Work to do
Tally the lines below that contain "this". The number is the whole answer.

Record excerpts
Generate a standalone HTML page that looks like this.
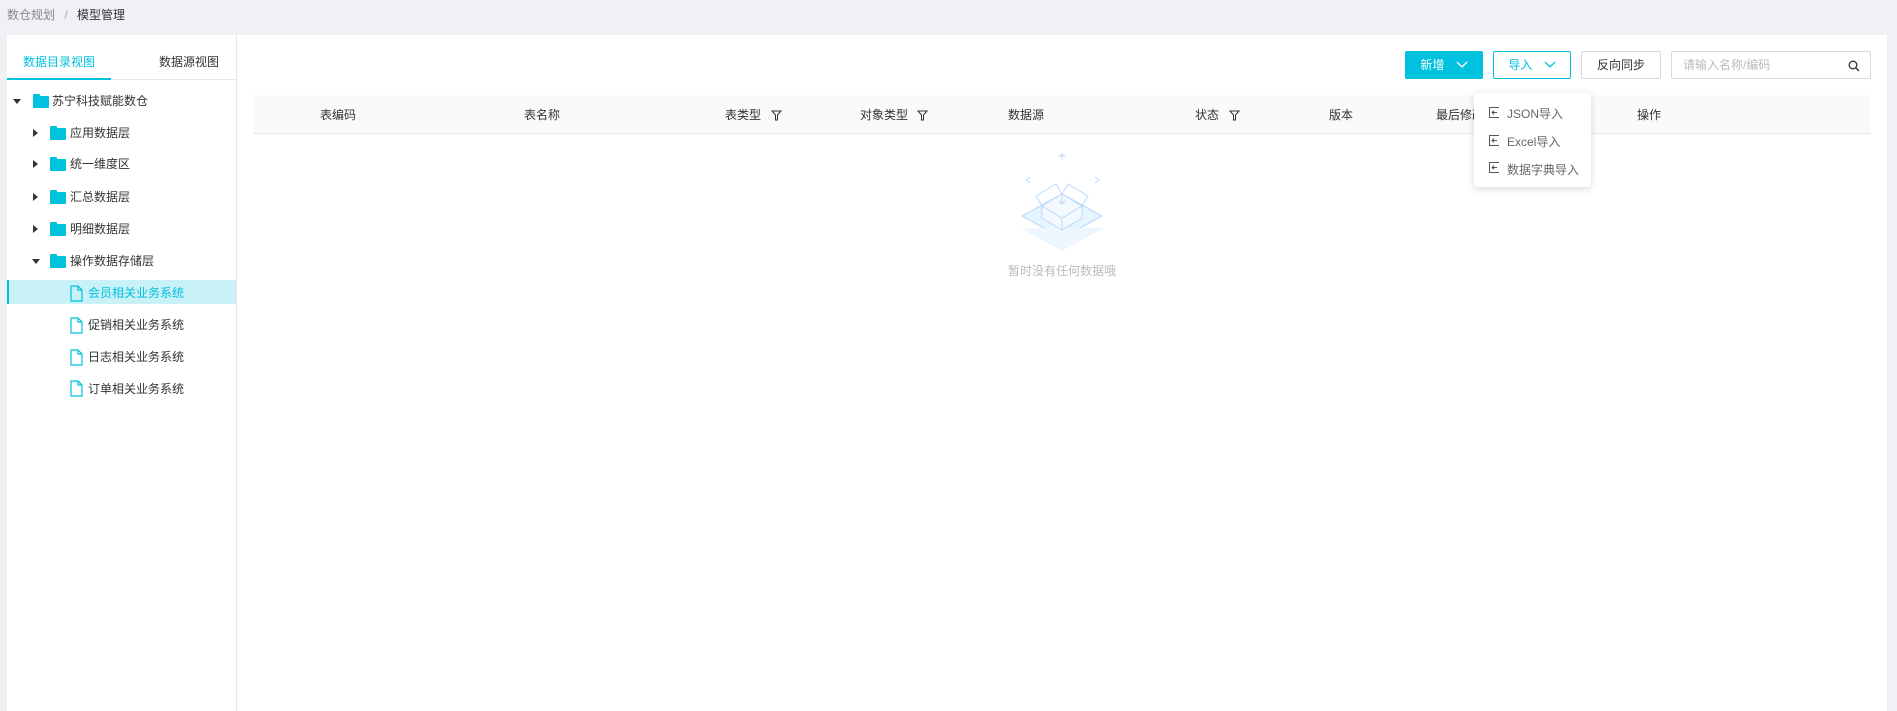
<!DOCTYPE html>
<html><head><meta charset="utf-8"><style>
*{margin:0;padding:0;box-sizing:border-box}
body{width:1897px;height:711px;background:#f0f1f5;font-family:"Liberation Sans","Noto Sans CJK SC",sans-serif;font-size:12px;color:#333;position:relative;overflow:hidden}
.a{position:absolute;white-space:nowrap}
.card{position:absolute;left:7px;top:35px;width:1880px;height:676px;background:#fff}
.vline{position:absolute;left:236px;top:35px;width:1px;height:676px;background:#e8e8e8}
.row{position:absolute;left:7px;width:229px;height:24px;line-height:24px;font-size:12px}
.fold{position:absolute;width:16px;height:12px;background:#00c1de;border-radius:1px}
.fold:before{content:"";position:absolute;left:0;top:-2px;width:7px;height:3px;background:#00c1de;border-radius:1px 1px 0 0}
.car{position:absolute;width:0;height:0}
.cr{border-top:4px solid transparent;border-bottom:4px solid transparent;border-left:5px solid #333}
.cd{border-left:4px solid transparent;border-right:4px solid transparent;border-top:5px solid #333}
.btn{position:absolute;top:51px;height:28px;line-height:26px;text-align:center;border:1px solid #d9d9d9;border-radius:2px;font-size:12px;background:#fff}
.th{position:absolute;top:106px;font-size:12px;color:#333}
.dd{position:absolute;left:1474px;top:93px;width:117px;height:94px;background:#fff;border-radius:3px;box-shadow:0 2px 8px rgba(0,0,0,.15)}
.di{position:absolute;left:14px;font-size:12px;color:#666}
</style></head><body>
<div class="a" style="left:7px;top:6px;font-size:12px;color:#888">数仓规划 <span style="margin:0 6px;color:#aaa">/</span> <span style="color:#333">模型管理</span></div>
<div class="card"></div>
<div class="vline"></div>
<div class="a" style="left:7px;top:79px;width:229px;height:1px;background:#e8e8e8"></div>
<div class="a" style="left:7px;top:78px;width:104px;height:2px;background:#00c1de"></div>
<div class="a" style="left:23px;top:53px;color:#00c1de;font-size:12px">数据目录视图</div>
<div class="a" style="left:159px;top:53px;color:#333;font-size:12px">数据源视图</div>

<div class="row" style="top:89px"><div class="car cd" style="left:6px;top:10px"></div><div class="fold" style="left:26px;top:7px"></div><span class="a" style="left:45px">苏宁科技赋能数仓</span></div>
<div class="row" style="top:121px"><div class="car cr" style="left:26px;top:8px"></div><div class="fold" style="left:43px;top:7px"></div><span class="a" style="left:63px">应用数据层</span></div>
<div class="row" style="top:152px"><div class="car cr" style="left:26px;top:8px"></div><div class="fold" style="left:43px;top:7px"></div><span class="a" style="left:63px">统一维度区</span></div>
<div class="row" style="top:185px"><div class="car cr" style="left:26px;top:8px"></div><div class="fold" style="left:43px;top:7px"></div><span class="a" style="left:63px">汇总数据层</span></div>
<div class="row" style="top:217px"><div class="car cr" style="left:26px;top:8px"></div><div class="fold" style="left:43px;top:7px"></div><span class="a" style="left:63px">明细数据层</span></div>
<div class="row" style="top:249px"><div class="car cd" style="left:25px;top:10px"></div><div class="fold" style="left:43px;top:7px"></div><span class="a" style="left:63px">操作数据存储层</span></div>
<div class="row" style="top:280px;background:#c9f1f8;border-left:2px solid #00c1de"></div>
<svg class="a" style="left:0;top:0" width="100" height="400"><g fill="none" stroke="#00c1de" stroke-width="1.2">
<path d="M71 286h7l4 4v11h-11z M78 286v4h4"/><path d="M71 318h7l4 4v11h-11z M78 318v4h4"/><path d="M71 350h7l4 4v11h-11z M78 350v4h4"/><path d="M71 381h7l4 4v11h-11z M78 381v4h4"/></g></svg>
<div class="a" style="left:88px;top:284px;color:#00c1de">会员相关业务系统</div>
<div class="a" style="left:88px;top:316px">促销相关业务系统</div>
<div class="a" style="left:88px;top:348px">日志相关业务系统</div>
<div class="a" style="left:88px;top:380px">订单相关业务系统</div>

<div class="btn" style="left:1405px;width:78px;background:#00c1de;border-color:#00c1de;color:#fff">新增 <svg width="12" height="8" style="margin-left:8px"><path d="M1 1l5 5 5-5" fill="none" stroke="#fff" stroke-width="1.3"/></svg></div>
<div class="btn" style="left:1493px;width:78px;border-color:#00c1de;color:#00c1de">导入 <svg width="12" height="8" style="margin-left:8px"><path d="M1 1l5 5 5-5" fill="none" stroke="#00c1de" stroke-width="1.3"/></svg></div>
<div class="btn" style="left:1581px;width:80px">反向同步</div>
<div class="btn" style="left:1671px;width:200px;text-align:left;padding-left:11px;color:#bbb">请输入名称/编码
<svg class="a" style="right:10px;top:8px" width="12" height="12"><circle cx="5" cy="5" r="3.8" fill="none" stroke="#333" stroke-width="1.3"/><path d="M8 8l3 3" stroke="#333" stroke-width="1.4"/></svg></div>

<div class="a" style="left:253px;top:95px;width:1618px;height:39px;background:#fafafa;border-bottom:1px solid #e8e8e8"></div>
<div class="th" style="left:320px">表编码</div>
<div class="th" style="left:524px">表名称</div>
<div class="th" style="left:725px">表类型</div>
<div class="th" style="left:860px">对象类型</div>
<div class="th" style="left:1008px">数据源</div>
<div class="th" style="left:1195px">状态</div>
<div class="th" style="left:1329px">版本</div>
<div class="th" style="left:1436px">最后修改时间</div>
<div class="th" style="left:1637px">操作</div>
<svg class="a" style="left:0;top:0" width="1300" height="130"><g fill="none" stroke="#333" stroke-width="1"><path d="M772 111h9l-3.5 4v5h-2v-5z"/><path d="M918 111h9l-3.5 4v5h-2v-5z"/><path d="M1230 111h9l-3.5 4v5h-2v-5z"/></g></svg>

<div class="dd">
<svg class="a" style="left:14px;top:13px" width="12" height="70"><g fill="none" stroke="#555" stroke-width="1"><path d="M11 1.5H1.5v10H11M4 6.5h5M6 4.5l-2 2 2 2"/><path d="M11 29.5H1.5v10H11M4 34.5h5M6 32.5l-2 2 2 2"/><path d="M11 56.5H1.5v10H11M4 61.5h5M6 59.5l-2 2 2 2"/></g></svg>
<div class="di" style="left:33px;top:12px">JSON导入</div>
<div class="di" style="left:33px;top:40px">Excel导入</div>
<div class="di" style="left:33px;top:68px">数据字典导入</div>
</div>

<svg class="a" style="left:1020px;top:148px" width="85" height="105"><g stroke="#b9d9fb" stroke-width="1" fill="none">
<path d="M42 6l-3 3M42 6l3 3M42 6v6" /><path d="M6 32l4-3M6 32l4 3M79 32l-4-3M79 32l-4 3"/>
<path d="M2 68l40 22 40-22-40-22z" fill="#e6f4ff"/>
<path d="M2 80l40 22 40-22" stroke="#e6f4ff" fill="#eef7ff"/>
<path d="M22 58v12l20 12 20-12V58" fill="#f3f9ff"/>
<path d="M22 58l20-12 20 12-20 12z" fill="#f3f9ff"/>
<path d="M22 58l-6-10 20-12 6 10M62 58l6-10-20-12-6 10M42 70v12"/>
<path d="M42 46v10M39 53l3 3 3-3"/>
</g></svg>
<div class="a" style="left:1008px;top:262px;color:#bbb;font-size:12px">暂时没有任何数据哦</div>
</body></html>
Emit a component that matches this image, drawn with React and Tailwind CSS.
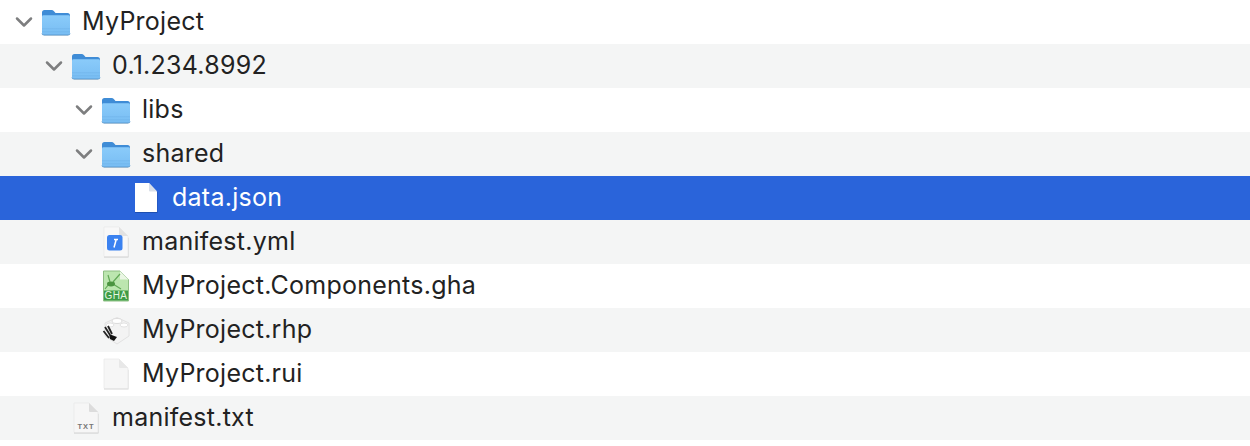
import React from 'react';

const Chevron = () => (
    <svg width="18" height="12" viewBox="0 0 18 12" className="shrink-0">
        <path d="M2 2.5 L9 9.5 L16 2.5" fill="none" stroke="#7d7e7f" strokeWidth="2.5" strokeLinecap="round" strokeLinejoin="round" />
    </svg>
);

const FolderIcon = () => (
    <svg width="30" height="28" viewBox="0 0 30 28">
        <defs>
            <linearGradient id="folderBody" x1="0" y1="0" x2="0" y2="1">
                <stop offset="0" stopColor="#8acbfa" />
                <stop offset="1" stopColor="#78bdf3" />
            </linearGradient>
        </defs>
        <path d="M1 4.5 Q1 2 3.5 2 H10.5 Q12 2 13 3.2 L14.5 5 H26.5 Q29 5 29 7.5 V12 H1 Z" fill="#3f8cd6" />
        <path d="M1 8.5 Q1 7.2 2.5 7.2 H27.5 Q29 7.2 29 8.5 V25 Q29 27 27 27 H3 Q1 27 1 25 Z" fill="url(#folderBody)" />
        <rect x="1" y="20.5" width="28" height="0.7" fill="#70b3e9" />
        <rect x="1" y="23.5" width="28" height="0.7" fill="#70b3e9" />
        <path d="M1 25.5 Q1 27 3 27 H27 Q29 27 29 25.5" fill="none" stroke="#5a9bd2" strokeWidth="1" />
        <path d="M3 27.8 H27" stroke="#00000020" strokeWidth="0.8" />
    </svg>
);

const Page = ({ fill = '#f8f8f8', fold = '#e2e2e2', children }) => (
    <svg width="28" height="32" viewBox="0 0 28 32">
        <path d="M2 2.5 H17 L26.5 12 V31.5 H2 Z" fill="#0000002b" />
        <path d="M2 1 H17 L26 10 V30 Q26 30.5 25.5 30.5 H2.5 Q2 30.5 2 30 Z" fill={fill} stroke="#e6e6e6" strokeWidth="0.6" />
        <path d="M17 1 L26 10 H18 Q17 10 17 9 Z" fill={fold} />
        {children}
    </svg>
);

const WhitePage = () => (
    <svg width="28" height="32" viewBox="0 0 28 32">
        <path d="M3 2 H17 L25.5 10.5 V31 H3 Z" fill="#1d4fb0" />
        <path d="M3 1 H17 L25 9.5 V29.5 Q25 30 24.5 30 H3.5 Q3 30 3 29.5 Z" fill="#ffffff" />
        <path d="M17 1 L25 9.5 H18 Q17 9.5 17 8.5 Z" fill="#d9dfe9" />
    </svg>
);

const YmlIcon = () => (
    <Page>
        <rect x="5" y="9" width="15.5" height="15.5" rx="2.5" fill="#3b82f0" />
        <path d="M12 13.5 H16 M14.2 13.5 L12 21.5" stroke="#fff" strokeWidth="1.5" fill="none" />
    </Page>
);

const GhaIcon = () => (
    <svg width="28" height="32" viewBox="0 0 28 32">
        <path d="M1.5 1 H18 L26.5 9.5 V31 H1.5 Z" fill="#bce6af" stroke="#8dbd82" strokeWidth="1" />
        <path d="M18 1 L26.5 9.5 H18 Z" fill="#eaf6e4" />
        <path d="M3 19 L7 14 M11 12 L18 4 M11 14 L19 19 M8 12 L6 5" fill="none" stroke="#62a956" strokeWidth="1.2" />
        <ellipse cx="9" cy="14" rx="4" ry="2.4" fill="#4b9440" />
        <rect x="2" y="20.5" width="24" height="10" fill="#3d9b46" />
        <text x="14" y="29" textAnchor="middle" fontSize="10" letterSpacing="0.4" fill="#e4f5e0" fontFamily="Liberation Sans, sans-serif">GHA</text>
    </svg>
);

const RhpIcon = () => (
    <svg width="28" height="32" viewBox="0 0 28 32">
        <path d="M15 3.5 L27 9 V22 L15 30 L3 22 V9 Z" fill="#f3f3f3" stroke="#e2e2e2" strokeWidth="1" />
        <ellipse cx="15" cy="7" rx="5" ry="2.5" fill="#fff" stroke="#dcdcdc" />
        <ellipse cx="8" cy="11" rx="4" ry="2" fill="#fff" stroke="#e2e2e2" />
        <ellipse cx="22" cy="11" rx="4" ry="2" fill="#fff" stroke="#e2e2e2" />
        <path d="M3 13 L8 21 M1.5 17 L7 24 M6 12 L10 20" stroke="#222" strokeWidth="1.8" fill="none" />
        <path d="M7 20 L15 23 L12 27 L8 25 Z" fill="#111" />
    </svg>
);

const BlankIcon = () => <Page fill="#f6f6f6" fold="#e8e8e8" />;

const TxtIcon = () => (
    <Page fill="#f6f6f6" fold="#dcdcdc">
        <text x="14" y="27" textAnchor="middle" fontSize="7.5" fontWeight="700" fill="#777" letterSpacing="0.9" fontFamily="Liberation Sans, sans-serif">TXT</text>
    </Page>
);

const rows = [
    { name: 'MyProject', level: 0, open: true, icon: FolderIcon },
    { name: '0.1.234.8992', level: 1, open: true, icon: FolderIcon },
    { name: 'libs', level: 2, open: true, icon: FolderIcon },
    { name: 'shared', level: 2, open: true, icon: FolderIcon },
    { name: 'data.json', level: 3, selected: true, icon: WhitePage },
    { name: 'manifest.yml', level: 2, icon: YmlIcon },
    { name: 'MyProject.Components.gha', level: 2, icon: GhaIcon },
    { name: 'MyProject.rhp', level: 2, icon: RhpIcon },
    { name: 'MyProject.rui', level: 2, icon: BlankIcon },
    { name: 'manifest.txt', level: 1, icon: TxtIcon },
];

const indents = ['pl-[16px]', 'pl-[46px]', 'pl-[76px]', 'pl-[106px]'];

const Row = ({ row, index }) => {
    const Icon = row.icon;
    let bg = index % 2 === 1 ? 'bg-[#f4f5f5]' : 'bg-white';
    if (row.selected) bg = 'bg-[#2a64da]';

    return (
        <div className={`flex h-11 items-center ${bg} ${indents[row.level]}`}>
            <div className="flex w-[16px] shrink-0 items-center justify-center">
                {row.open && <Chevron />}
            </div>
            <div className="ml-[9px] flex w-[30px] shrink-0 items-center justify-center">
                <Icon />
            </div>
            <span className={`mb-[2px] ml-[11px] text-[25px] leading-none tracking-[0.25px] ${row.selected ? 'text-white' : 'text-[#222222]'}`}>
                {row.name}
            </span>
        </div>
    );
};

export default function App() {
    return (
        <div className="h-[446px] w-[1250px] overflow-hidden bg-white font-['Inter',sans-serif]">
            {rows.map((row, i) => (
                <Row key={row.name} row={row} index={i} />
            ))}
        </div>
    );
}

Result
2